Front-end source files:
───

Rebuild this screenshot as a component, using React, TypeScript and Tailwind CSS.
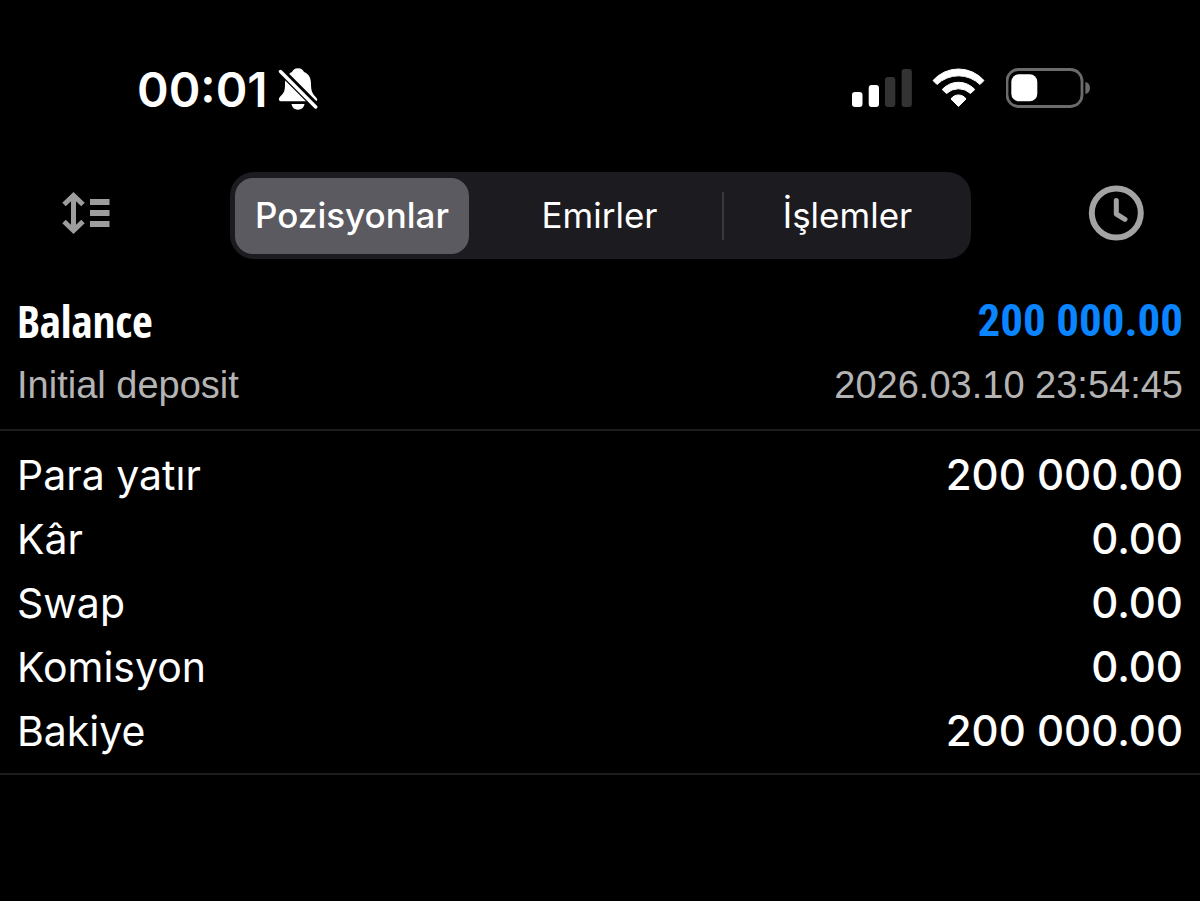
import { useState } from "react";

const TABS = ["Pozisyonlar", "Emirler", "İşlemler"];

const SUMMARY = [
  { label: "Para yatır", value: "200 000.00" },
  { label: "Kâr", value: "0.00" },
  { label: "Swap", value: "0.00" },
  { label: "Komisyon", value: "0.00" },
  { label: "Bakiye", value: "200 000.00" },
];

function BellOffIcon() {
  return (
    <svg className="h-11 w-10" viewBox="0 0 40 44" aria-hidden="true">
      <path
        d="M20 2.3 C23.5 2.3 25.3 4.3 26 6 C31 8 33 12 33 18 C33 26 35 28 38.5 32 C40 34 39 35.3 37 35.3 H3.5 C1 35.3 0 33.5 1.8 31 C6 27 7 25 7 18 C7 12 9.5 8 14 6 C14.7 4.3 16.5 2.3 20 2.3 Z M13.5 38 H26.5 C26 41.5 23.5 43.7 20 43.7 C16.5 43.7 14 41.5 13.5 38 Z"
        fill="#fff"
      />
      <path d="M2 4 L39 41" stroke="#000" strokeWidth="7.5" />
      <path d="M2.5 5.5 L37.7 41" stroke="#fff" strokeWidth="3.4" strokeLinecap="round" />
    </svg>
  );
}

function SignalIcon() {
  return (
    <svg className="h-10 w-[60px]" viewBox="0 0 60 40" aria-hidden="true">
      <rect x="0" y="24" width="10.5" height="15" rx="3" fill="#fff" />
      <rect x="16.7" y="17" width="10.3" height="22" rx="3" fill="#fff" />
      <rect x="33" y="9" width="10.3" height="30" rx="3" fill="#333" />
      <rect x="49.6" y="1" width="10.3" height="38" rx="3" fill="#333" />
    </svg>
  );
}

function WifiIcon() {
  return (
    <svg className="h-10 w-[54px]" viewBox="0 0 54 40" fill="#fff" stroke="#fff" strokeWidth="1" strokeLinejoin="round" aria-hidden="true">
      <path d="M1 12.5 A34 34 0 0 1 52 12.5 L48 16.5 A31 31 0 0 0 5 16.5 Z" />
      <path d="M10.2 21.5 A22 22 0 0 1 42.8 21.5 L38.5 25.5 A17.5 17.5 0 0 0 14.5 25.5 Z" />
      <path d="M19 31 A9 9 0 0 1 34 31 L26.5 38.5 Z" />
    </svg>
  );
}

function BatteryIcon() {
  return (
    <svg className="h-10 w-[85px]" viewBox="1 0 85 40" aria-hidden="true">
      <rect x="2" y="1.5" width="75" height="37" rx="11.5" fill="none" stroke="#6b6b6b" strokeWidth="2.8" />
      <rect x="6.3" y="6.3" width="26" height="27" rx="7.5" fill="#fff" />
      <path d="M80.3 14 C83.5 14.5 85 17 85 20 C85 23 83.5 25.5 80.3 26 Z" fill="#6b6b6b" />
    </svg>
  );
}

function SortIcon() {
  return (
    <svg className="size-14" viewBox="0 0 56 56" aria-hidden="true">
      <g fill="none" stroke="#9d9d9d" strokeWidth="5">
        <path d="M8 19.5 L17.5 10.5 L27 19.5" />
        <path d="M8 36.5 L17.5 45.5 L27 36.5" />
        <path d="M17.5 11 V45" />
      </g>
      <path d="M34 14 H53.5 V20 H34 Z M34 25 H53.5 V31 H34 Z M34 36 H53.5 V42 H34 Z" fill="#9d9d9d" />
    </svg>
  );
}

function ClockIcon() {
  return (
    <svg className="size-14" viewBox="0 0 56 56" fill="none" stroke="#a3a3a3" aria-hidden="true">
      <circle cx="28.3" cy="28" r="24.5" strokeWidth="6" />
      <path d="M28.3 15.5 V29 L37 34.3" strokeWidth="5" strokeLinecap="round" strokeLinejoin="round" />
    </svg>
  );
}

function StatusBar() {
  return (
    <div className="flex h-16 items-center justify-between pr-[109px] pl-[137px]">
      <div className="flex items-center gap-2.5">
        <span className="pt-1 text-5xl leading-16 font-semibold">00:01</span>
        <BellOffIcon />
      </div>
      <div className="flex items-center gap-5">
        <SignalIcon />
        <WifiIcon />
        <BatteryIcon />
      </div>
    </div>
  );
}

export default function App() {
  const [active, setActive] = useState(0);

  return (
    <div className="min-h-screen bg-black pt-14 font-['Inter','Noto_Sans',sans-serif] text-white">
      <StatusBar />

      <nav className="mt-13 flex items-center px-14">
        <button type="button" aria-label="Sırala" className="pb-1.5">
          <SortIcon />
        </button>
        <div role="tablist" className="mr-[117px] ml-[118px] grid h-[87px] flex-1 grid-cols-3 rounded-3xl bg-[#1c1b20]">
          {TABS.map((tab, i) => (
            <button
              key={tab}
              type="button"
              role="tab"
              aria-selected={active === i}
              onClick={() => setActive(i)}
              className="flex items-center"
            >
              <span
                className={
                  active === i
                    ? "mr-2 ml-[5px] flex h-[76px] flex-1 items-center justify-center rounded-[18px] bg-[#5b5a60] text-[35px] font-medium"
                    : "flex h-[76px] flex-1 items-center justify-center text-[35px]"
                }
              >
                {tab}
              </span>
              {i === 1 && <span className="h-12 w-0.5 bg-[#3a393e]" />}
            </button>
          ))}
        </div>
        <button type="button" aria-label="Geçmiş" className="pb-1.5">
          <ClockIcon />
        </button>
      </nav>

      <main>
        <section className="mt-[30px] border-b-2 border-[#1c1c1c] px-[17px] pb-3 leading-16">
          <div className="flex justify-between text-[45px] font-bold">
            <h1 className="font-['Open_Sans_Condensed','Roboto_Condensed',sans-serif]">Balance</h1>
            <span className="font-['Roboto_Condensed','Open_Sans_Condensed',sans-serif] text-[#0a84ff]">200 000.00</span>
          </div>
          <div className="flex justify-between font-['Liberation_Sans',sans-serif] text-[38px] text-[#b4b4b4]">
            <span>Initial deposit</span>
            <time dateTime="2026-03-10T23:54:45">2026.03.10 23:54:45</time>
          </div>
        </section>

        <dl className="border-b-2 border-[#1c1c1c] px-[17px] pt-3 pb-2.5 leading-16">
          {SUMMARY.map((row) => (
            <div key={row.label} className="flex justify-between">
              <dt className="text-[41px]">{row.label}</dt>
              <dd className="text-[42px] font-medium">{row.value}</dd>
            </div>
          ))}
        </dl>
      </main>
    </div>
  );
}
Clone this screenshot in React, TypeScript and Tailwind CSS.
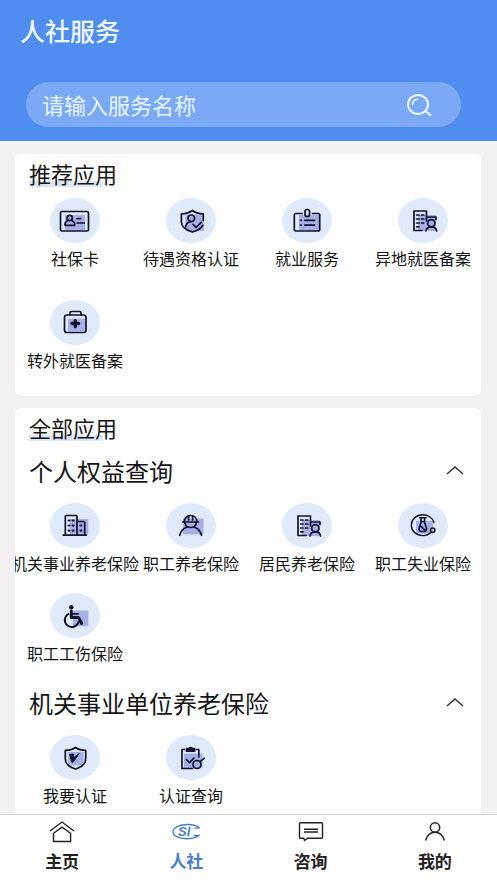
import { useState } from 'react'
import type { ReactNode } from 'react'

type Service = { label: string; icon: ReactNode }

/* Service icons: 50x45 badge with a lilac patch behind the line art */
function Badge({ patch, children }: { patch: number[]; children: ReactNode }) {
  const [x, y, width, height] = patch
  return (
    <svg
      viewBox="0 0 50 45"
      className="h-[45px] w-[50px] shrink-0"
      fill="none"
      stroke="#10132a"
      strokeWidth={1.7}
      strokeLinecap="round"
      strokeLinejoin="round"
      aria-hidden="true"
    >
      <ellipse cx="25" cy="22.5" rx="25" ry="22.5" fill="#dfeafb" stroke="none" />
      <rect x={x} y={y} width={width} height={height} fill="#a5afe8" stroke="none" />
      {children}
    </svg>
  )
}

function CardIcon() {
  return (
    <Badge patch={[15, 17, 20, 15]}>
      <rect x="10.5" y="13.5" width="28" height="19.5" rx="1.5" />
      <circle cx="19.7" cy="20" r="2.6" />
      <path d="M17.8 22.3 15 25v2.3h9.6V25l-2.8-2.7M27 20.7h3.6M27 25h7.4" />
    </Badge>
  )
}

function ShieldUserIcon() {
  return (
    <Badge patch={[19.5, 16.5, 18.5, 16.5]}>
      <path d="M37.3 22.5v-6.6c-4.8-.1-8.4-1.4-10.9-3.4-2.5 2-6.2 3.3-11 3.4V24c0 4.8 4.2 8 11 10 5.2-1.5 8.8-3.7 10.3-6.7" />
      <circle cx="25.3" cy="20.3" r="3.3" />
      <path d="M19.6 28.8c.6-3 2.3-4.7 4.7-5.1M27 26.3l3.2 3 5-5" />
    </Badge>
  )
}

function WorkBadgeIcon() {
  return (
    <Badge patch={[17, 17, 20, 16]}>
      <path d="M20 15.5h-6.2a1.5 1.5 0 0 0-1.5 1.5v14.5a1.5 1.5 0 0 0 1.5 1.5h22.4a1.5 1.5 0 0 0 1.5-1.5V17a1.5 1.5 0 0 0-1.5-1.5H30.5" />
      <rect x="23" y="11.5" width="4.5" height="7" rx="2" />
      <path d="M18.5 22.3h.8M22.8 22.3h9.7M18.5 27.2h.8M22.8 27.2h9.7" />
    </Badge>
  )
}

function OfficeUserIcon() {
  return (
    <Badge patch={[20, 17, 18, 16]}>
      <path d="M24 32.5h-8V13h12.5v10M28.5 19h9.5v2.5" />
      <path d="M18.7 17h2.3M23.5 17h2.3M18.7 21h2.3M23.5 21h2.3M18.7 25h2.3M23.5 25h2.3M18.7 28.8h2.3" />
      <circle cx="33.3" cy="25.2" r="3.6" />
      <path d="M28 33c.4-2.9 2.5-4.2 5.3-4.2s4.9 1.3 5.3 4.2" />
    </Badge>
  )
}

function MedkitIcon() {
  return (
    <Badge patch={[18, 18.7, 17, 12.5]}>
      <rect x="14.5" y="15" width="21.5" height="17.5" rx="2.5" />
      <path d="M20 15v-2a1.5 1.5 0 0 1 1.5-1.5h8A1.5 1.5 0 0 1 31 13v2" />
      <path d="M25.3 20.3v6.4M22 23.5h6.6" strokeWidth="3.3" />
    </Badge>
  )
}

function BuildingIcon() {
  return (
    <Badge patch={[20, 16, 18.3, 15.5]}>
      <path d="M13.3 32.2h23M15.3 32V13.5a1 1 0 0 1 1-1H26a1 1 0 0 1 1 1V32M27 18.5h6.7a1 1 0 0 1 1 1V32" />
      <path d="M18.6 17.5h.8M22.7 17.5h.8M18.6 22.5h.8M22.7 22.5h.8M18.6 27.6h.8M22.7 27.6h.8M30.5 22.5h.8M30.5 27.6h.8" strokeWidth="2.2" />
    </Badge>
  )
}

function WorkerIcon() {
  return (
    <Badge patch={[17, 15.7, 20.5, 15.7]}>
      <path d="M16.6 19h16M18.3 18.8c0-3.500 2.500-6.300 6.300-6.300s6.300 2.800 6.300 6.300M22.600 12.700V17M26.600 12.700V17" />
      <path d="M18.8 19.3c.4 3.4 2.7 5.2 5.8 5.2s5.4-1.8 5.8-5.2" />
      <path d="M13.7 32.3c1-4 3.3-6.6 6.5-7.8M35.5 32.3c-1-4-3.300-6.600-6.500-7.800" />
    </Badge>
  )
}

function FlaskIcon() {
  return (
    <Badge patch={[18, 18, 17, 12.5]}>
      <path d="M36 19.5c-1.2-4.3-5.6-7.7-11.3-7.7-6.3 0-11.4 4.6-11.4 10.4s5.1 10.4 11.4 10.4c4 0 6.6-1.5 8.3-3.6" strokeWidth="1.4" />
      <circle cx="34.7" cy="27.2" r="2.2" strokeWidth="1.5" />
      <path d="M21.5 14.7h6.6M23 15v4.5l-1.600 4.700a3.700 3.700 0 0 0 1 4.300h4.800a3.700 3.700 0 0 0 1-4.300l-1.600-4.700V15M23.300 18.500h3M22.300 22.800l4.700 4.400" strokeWidth="1.6" />
    </Badge>
  )
}

function WheelchairIcon() {
  return (
    <Badge patch={[23, 17.5, 15.3, 15.7]}>
      <circle cx="21.3" cy="14.2" r="2.2" fill="#10132a" stroke="none" />
      <path d="M21.3 18v6.5h7.2l3.2 6" strokeWidth="3" />
      <path d="M22 20.8h6" strokeWidth="1.8" />
      <path d="M18.3 21a7 7 0 1 0 10.3 8" strokeWidth="2" />
    </Badge>
  )
}

function ShieldCheckIcon() {
  return (
    <Badge patch={[18, 17, 15.5, 13.5]}>
      <path d="M25.5 12.5c-2.3 1.7-5.7 2.7-10.2 2.8v8.5c0 4.7 3.7 8.2 10.2 10.2 6.5-2 10.2-5.5 10.2-10.2v-8.5c-4.5-.1-7.9-1.1-10.2-2.8Z" />
      <path d="m20.2 19.3 3.3-.3.4 3.8 5.3-4.3-6.2 8.8-1.2-.3Z" fill="#10132a" strokeWidth="1" />
    </Badge>
  )
}

function ClipboardIcon() {
  return (
    <Badge patch={[18, 18.5, 18.5, 14.5]}>
      <path d="M18.3 14.5H16v19h10.5M30.5 14.5h2.3V22" />
      <path d="M20.5 16.2v-2.5h2.4c.3-1.6 3-1.6 3.3 0h2.4v2.5Z" fill="#10132a" />
      <path d="m20.5 24.7 3 3 4.5-4.7M34.2 26.600l4-3.400" />
      <circle cx="31" cy="29.5" r="4" />
    </Badge>
  )
}

const recommended: Service[] = [
  { label: '社保卡', icon: <CardIcon /> },
  { label: '待遇资格认证', icon: <ShieldUserIcon /> },
  { label: '就业服务', icon: <WorkBadgeIcon /> },
  { label: '异地就医备案', icon: <OfficeUserIcon /> },
  { label: '转外就医备案', icon: <MedkitIcon /> },
]

const personal: Service[] = [
  { label: '机关事业养老保险', icon: <BuildingIcon /> },
  { label: '职工养老保险', icon: <WorkerIcon /> },
  { label: '居民养老保险', icon: <OfficeUserIcon /> },
  { label: '职工失业保险', icon: <FlaskIcon /> },
  { label: '职工工伤保险', icon: <WheelchairIcon /> },
]

const institution: Service[] = [
  { label: '我要认证', icon: <ShieldCheckIcon /> },
  { label: '认证查询', icon: <ClipboardIcon /> },
]

function ServiceItem({ label, icon }: Service) {
  return (
    <a href="#" className="flex min-w-0 flex-col items-center gap-[3px]">
      {icon}
      <span className="text-base leading-6 whitespace-nowrap">{label}</span>
    </a>
  )
}

function SectionTitle({ children }: { children: string }) {
  return (
    <h2 className="relative isolate ml-3.5 w-fit text-[22px] leading-8">
      <span className="absolute bottom-0.5 left-0 -z-10 h-1.5 w-[74px] bg-[#dce6f8]" />
      {children}
    </h2>
  )
}

function Group({ title, services }: { title: string; services: Service[] }) {
  const [open, setOpen] = useState(true)
  return (
    <section>
      <h3>
        <button
          type="button"
          aria-expanded={open}
          onClick={() => setOpen(!open)}
          className="flex w-full items-center justify-between pr-4 pl-3.5 text-2xl leading-9"
        >
          {title}
          <svg
            viewBox="0 0 20 12"
            className={open ? 'h-3 w-5' : 'h-3 w-5 rotate-180'}
            fill="none"
            stroke="#333"
            strokeWidth={1.5}
            aria-hidden="true"
          >
            <path d="m2 9 8-7 8 7" />
          </svg>
        </button>
      </h3>
      {open && (
        <div className="mt-3.5 grid grid-cols-4 gap-y-[18px] pl-0.5">
          {services.map((service) => (
            <ServiceItem key={service.label} {...service} />
          ))}
        </div>
      )}
    </section>
  )
}

const tabs = [
  {
    label: '主页',
    icon: (
      <svg viewBox="0 0 26 22" className="h-[22px] w-[26px]" fill="none" stroke="currentColor" strokeWidth={1.4} aria-hidden="true">
        <path d="M1 10 13 1l12 9" />
        <path d="M4.5 20.5v-8.2L13 6.100l8.600 6.200v8.200Z" />
      </svg>
    ),
  },
  {
    label: '人社',
    active: true,
    icon: (
      <svg viewBox="0 0 28 22" className="h-[22px] w-7" fill="none" stroke="currentColor" strokeWidth={1.4} aria-hidden="true">
        <path d="M27.5 7C25.5 4.9 21 3.500 15.500 3.500 7.500 3.500 1 6.600 1 10.700s5.500 7 13 7c5.500 0 10.500-1 13-3.200h-5" />
        <text x="6" y="15" fontSize="13" fontWeight="700" fontStyle="italic" fontFamily="Liberation Sans, sans-serif" fill="currentColor" stroke="none">
          SI
        </text>
        <path d="M27.500 7h-5" />
      </svg>
    ),
  },
  {
    label: '咨询',
    icon: (
      <svg viewBox="0 0 26 22" className="h-[22px] w-[26px]" fill="none" stroke="currentColor" strokeWidth={1.4} strokeLinejoin="round" aria-hidden="true">
        <path d="M2.5 1.7h21a1 1 0 0 1 1 1v13.5a1 1 0 0 1-1 1H10l-3.5 2.3-.7-2.300H2.500a1 1 0 0 1-1-1V2.700a1 1 0 0 1 1-1Z" />
        <path d="M6 8.3h14M6 11h14" />
      </svg>
    ),
  },
  {
    label: '我的',
    icon: (
      <svg viewBox="0 0 26 22" className="h-[22px] w-[26px]" fill="none" stroke="currentColor" strokeWidth={1.5} aria-hidden="true">
        <circle cx="13" cy="6.5" r="4.7" />
        <path d="M3.5 19.5C5 14.5 8.5 11.2 13 11.2s8 3.3 9.5 8.3" />
      </svg>
    ),
  },
]

export default function App() {
  return (
    <div className="flex h-dvh flex-col bg-[#f2f0f1] font-['Noto_Sans_CJK_SC',sans-serif] text-[#151515]">
      {/* Header with search */}
      <header className="shrink-0 bg-[#4f8def] pt-2.5 pb-3.5">
        <h1 className="px-5 text-[25px] leading-10 font-medium text-[#f0f8ff]">人社服务</h1>
        <form
          role="search"
          onSubmit={(e) => e.preventDefault()}
          className="mt-8 mr-9 ml-[26px] flex h-[45px] items-center rounded-full bg-[#7ca9f6] pr-7 pl-4"
        >
          <input
            type="search"
            aria-label="请输入服务名称"
            placeholder="请输入服务名称"
            className="min-w-0 flex-1 bg-transparent pb-0.5 text-[22px] leading-8 text-white outline-none placeholder:text-[#e6f6ff]"
          />
          <button type="submit" aria-label="搜索">
            <svg viewBox="0 0 28 26" className="h-[26px] w-7" fill="none" stroke="#eef8ff" strokeWidth={2} strokeLinecap="round" aria-hidden="true">
              <ellipse cx="13" cy="12.5" rx="10" ry="9.5" />
              <path d="m20.5 19 5 4.2" />
              <path d="M7.5 12.5c0-3 2-5 5-5.2" strokeWidth="1.6" />
            </svg>
          </button>
        </form>
      </header>

      <main className="flex min-h-0 flex-1 flex-col gap-3 overflow-y-auto pt-[13px] pr-4 pl-[15px] [scrollbar-width:none]">
        {/* Recommended */}
        <section className="shrink-0 rounded-md bg-[#fefefe] pt-[3px] pb-6">
          <SectionTitle>推荐应用</SectionTitle>
          <div className="mt-[9px] grid grid-cols-4 gap-y-[30px] pl-0.5">
            {recommended.map((service) => (
              <ServiceItem key={service.label} {...service} />
            ))}
          </div>
        </section>

        {/* All services */}
        <section className="flex shrink-0 grow flex-col gap-5 overflow-hidden rounded-t-md bg-[#fefefe] pt-[3px]">
          <div className="flex flex-col gap-2.5">
            <SectionTitle>全部应用</SectionTitle>
            <Group title="个人权益查询" services={personal} />
          </div>
          <Group title="机关事业单位养老保险" services={institution} />
        </section>
      </main>

      {/* Tab bar */}
      <nav className="shrink-0 border-t border-[#d6d4d5] bg-[#fefefe] pt-1.5 pb-2.5">
        <ul className="grid grid-cols-4">
          {tabs.map((tab) => (
            <li key={tab.label}>
              <a
                href="#"
                aria-current={tab.active ? 'page' : undefined}
                className={
                  tab.active
                    ? 'flex flex-col items-center gap-1.5 text-[#4a7fc6]'
                    : 'flex flex-col items-center gap-1.5 text-[#222]'
                }
              >
                {tab.icon}
                <span className="text-[17px] leading-6 font-bold">{tab.label}</span>
              </a>
            </li>
          ))}
        </ul>
      </nav>
    </div>
  )
}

───

*Exercise*: Count the lines that hold the string "TypeScript" and state that number alone.

*Expected output*: 2